Creation NJ Convention Recap, Day 1

By StarTrek.com Staff - June 24, 2011

The 45th Anniversary Official Star Trek Convention (produced by Creation Entertainment) in the New York metro area (at the Parsippany, NJ Hilton) promised to be a weekend of heartfelt memories and wonderful guests, but even before opening the show everyone was buzzing about the surprise appearance of our esteemed Captain Kirk, William Shatner himself.

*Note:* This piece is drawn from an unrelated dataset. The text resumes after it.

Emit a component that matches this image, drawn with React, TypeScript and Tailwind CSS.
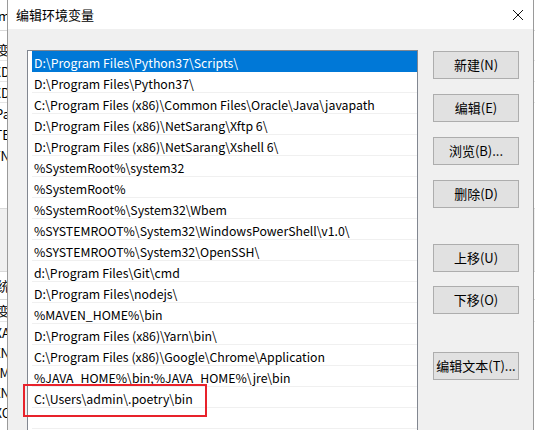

This tightly guarded secret was due to the fact that Shatner was on hand not as an appearing guest, but rather as the director of Creation Entertainment's reality TV series pilot FAN ADDICTS. Bill and Creation's crew of producers and camera people moved at a brisk pace, capturing Co-CEO Adam Malin, Talent Producer Stephanie Dizon, Technical Director Douglas Murray, photographer Chris Schmelke and the Creation team as they prepped the show, dealing with pre-show challenges and the inclement weather system that had delayed the arrival of some key guests. Several attending fans were interviewed for the show, which delves into the human interest stories and passion we all share as fans of Trek (and many other significant entertainment properties). The appearance of William Shatner caught the Friday crowd by surprise, and they happily participated in the shoot, which continued throughout the day.

This weekend event also marked the first-time-ever webcast pay per view of on stage Creation programming to its global audience, through a visionary partnership with CBS, CBS Consumer Products, and Startrek.com. Friday's programming webcast would include Nana Visitor and Rene Auberjonois, headlining later that day.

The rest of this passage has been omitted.